«À tous les spoliés de la Terre, trahis, volés ou dépossédés, à commencer par les innombrables membres des “premières nations”, américaines et canadiennes, dont ce récit se veut bien sûr un hommage respectueux», écrit en préambule Eldiablo, scénariste du western Carcajou. Une ambition menée avec brio. L’ouvrage de 220 pages réunit tous les ingrédients d’un récit à la fois édifiant et haletant.
Carcajou emmène le lecteur dans le Grand Nord canadien de la fin du XIXe siècle. Jay Foxton, entrepreneur sans scrupule règne en maître sur la petite ville de Sinnergulch avec la complicité du maire et de la police. Malgré sa richesse et son pouvoir, l’industriel lorgne du côté du terrain de Gus Carcajou, un solitaire au tempérament violent vivant à l’écart de la société tout en exploitant ses maigres mines d’or. Mais le monde évolue , «l’or c’est fini…L’avenir c’est le pétrole», estime le businessman. Or, Gus, ce «fils de démon» comme le surnomment les habitants de la ville, vit sur une terre riche en pétrole. Convoitant furieusement cette manne, Jay Foxton n’hésitera pas à fomenter les pires stratagèmes pour parvenir à ses fins.

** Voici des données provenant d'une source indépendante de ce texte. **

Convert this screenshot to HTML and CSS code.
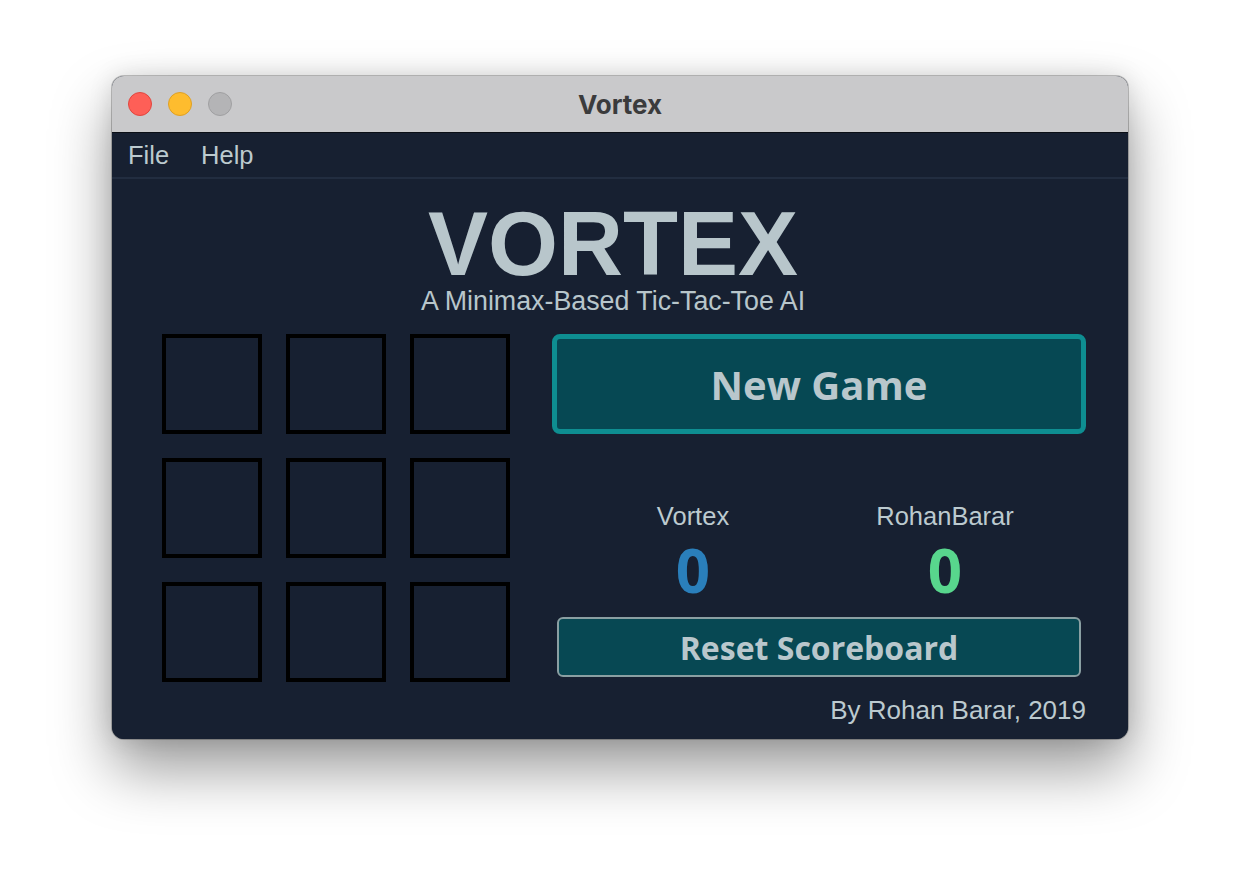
FILE: index.html
```html
<!DOCTYPE html>
<html>
<head>
<meta charset="utf-8">
<title>Vortex</title>
<link rel="stylesheet" href="styles.css">
</head>
<body>
<div class="window">
  <div class="titlebar">
    <div class="lights">
      <span class="light red"></span>
      <span class="light yellow"></span>
      <span class="light gray"></span>
    </div>
    <div class="title">Vortex</div>
  </div>
  <div class="menubar">
    <span class="menu-item">File</span>
    <span class="menu-item">Help</span>
  </div>
  <div class="content">
    <div class="heading">
      <h1 class="logo">VORTEX</h1>
      <p class="subtitle">A Minimax-Based Tic-Tac-Toe AI</p>
    </div>
    <div class="main">
      <div class="board">
        <div class="cell"></div><div class="cell"></div><div class="cell"></div>
        <div class="cell"></div><div class="cell"></div><div class="cell"></div>
        <div class="cell"></div><div class="cell"></div><div class="cell"></div>
      </div>
      <div class="side">
        <button class="new-game">New Game</button>
        <div class="scores">
          <div class="player">
            <div class="name">Vortex</div>
            <div class="score ai">0</div>
          </div>
          <div class="player">
            <div class="name">RohanBarar</div>
            <div class="score human">0</div>
          </div>
        </div>
        <button class="reset">Reset Scoreboard</button>
        <div class="credit">By Rohan Barar, 2019</div>
      </div>
    </div>
  </div>
</div>
</body>
</html>
```
FILE: styles.css
```css
* { box-sizing: border-box; }
html, body { margin: 0; padding: 0; background: #ffffff; }
body {
  padding: 76px 0 0 112px;
  height: 888px;
  overflow: hidden;
  font-family: "Liberation Sans", Arial, sans-serif;
}
.window {
  width: 1016px;
  height: 663px;
  border-radius: 12px;
  overflow: hidden;
  background: #172031;
  box-shadow: 0 0 0 1px rgba(0,0,0,0.22), 0 30px 60px rgba(0,0,0,0.4), 0 0 24px rgba(0,0,0,0.12);
  display: flex;
  flex-direction: column;
}
.titlebar {
  height: 57px;
  background: #c9c9cb;
  border-bottom: 1px solid #0b0f16;
  display: flex;
  align-items: center;
  position: relative;
  flex: none;
}
.lights {
  display: flex;
  gap: 16px;
  padding-left: 16px;
}
.light {
  width: 24px;
  height: 24px;
  border-radius: 50%;
  display: block;
}
.light.red { background: #fe5f57; border: 1px solid #e1463f; }
.light.yellow { background: #febc2e; border: 1px solid #dfa024; }
.light.gray { background: #b4b4b6; border: 1px solid #a0a0a2; }
.title {
  position: absolute;
  left: 0;
  right: 0;
  top: 0;
  bottom: 0;
  display: flex;
  align-items: center;
  justify-content: center;
  font-family: Inter, "Liberation Sans", sans-serif;
  font-weight: 700;
  font-size: 26px;
  color: #3b3b3c;
  padding-left: 0;
}
.menubar {
  height: 46px;
  flex: none;
  display: flex;
  align-items: center;
  gap: 32px;
  padding: 0 0 0 16px;
  border-bottom: 2px solid #222d40;
  background: #172031;
}
.menu-item {
  font-size: 25.5px;
  color: #bccacf;
}
.content {
  flex: 1;
  background: #172031;
  padding-top: 22px;
  color: #b8c6cb;
}
.heading {
  padding-right: 14px;
  text-align: center;
}
.logo {
  margin: 0;
  font-family: "Liberation Sans", Arial, sans-serif;
  font-weight: 700;
  font-size: 90px;
  line-height: 86px;
  color: #b8c6cb;
}
.subtitle {
  margin: 0;
  font-size: 26.8px;
  line-height: 28px;
  color: #b8c6cb;
}
.main {
  display: flex;
  gap: 42px;
  padding: 0 42px 0 50px;
  margin-top: 19px;
}
.board {
  display: grid;
  grid-template-columns: repeat(3, 100px);
  grid-auto-rows: 100px;
  gap: 24px;
  flex: none;
}
.cell {
  border: 4px solid #000;
}
.side {
  flex: 1;
  display: flex;
  flex-direction: column;
}
.new-game {
  height: 100px;
  border: 5px solid #0e8e91;
  border-radius: 8px;
  background: #064853;
  color: #b9c7cc;
  font-family: "Open Sans", "Liberation Sans", sans-serif;
  font-weight: 700;
  font-size: 40px;
  padding: 0;
  margin: 0;
}
.scores {
  display: grid;
  grid-template-columns: 252px 252px;
  justify-content: center;
  margin-top: 67px;
}
.player {
  display: flex;
  flex-direction: column;
  align-items: center;
}
.name {
  font-size: 25.5px;
  line-height: 30px;
  color: #bccacf;
}
.score {
  margin-top: 12px;
  font-family: "Open Sans", "Liberation Sans", sans-serif;
  font-weight: 700;
  font-size: 60px;
  line-height: 54px;
}
.score.ai { color: #2a7fbb; }
.score.human { color: #58d68d; }
.reset {
  margin: 20px 5px 0;
  height: 60px;
  border: 2px solid #8a9fa2;
  border-radius: 6px;
  background: #074853;
  color: #b9c7cc;
  font-family: "Open Sans", "Liberation Sans", sans-serif;
  font-weight: 700;
  font-size: 32px;
  padding: 0;
}
.credit {
  margin-top: 18px;
  text-align: right;
  font-size: 26px;
  line-height: 30px;
  color: #bccacf;
}
```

Massacres, scènes d’action fracassantes, vengeance, grands espaces, chasse à l’homme, spoliations, légendes indiennes, drames familiaux et histoires romantiques composent la riche trame de Carcajou. Un album qui tient en haleine le lecteur de la première à la dernière page. Une galerie de personnages hauts en couleurs confrontés à des hommes dénués de limites, capables de la plus grande férocité et des plus grands abus se démènent dans une intrigue palpitante empreinte de fantastique et saupoudrée de quelques pincées d’humour. Eldiablo a concocté une histoire de vengeance sur fond d’essor de l’industrialisation du Grand Nord canadien où l’iniquité et la douleur sont de rigueur, entre nature défigurée par les puits de pétrole, sombres tractations et pauvres âmes spoliées de leur bout de terre. Les auteurs offrent une immersion dans un temps dénué de morale où peu de personnes sortent grandies.
Le foisonnement de couleurs chaudes, l’expressivité outrée des personnages, le trait semi-réaliste et vivace de Djilian Deroche inscrit Carcajou dans la veine des nouveaux westerns, inondant la BD depuis quelques années, dépoussiérés des poncifs établis par le sacro-saint Jean Giraud alias Moebius. Le dynamisme apporté par la variété de cadrages et d’ambiances, oscillant entre bar enfumé et grands espaces, les retours dans le temps qui plongent le lecteur dans de bien sombres secrets de famille contribuent largement au plaisir de lecture.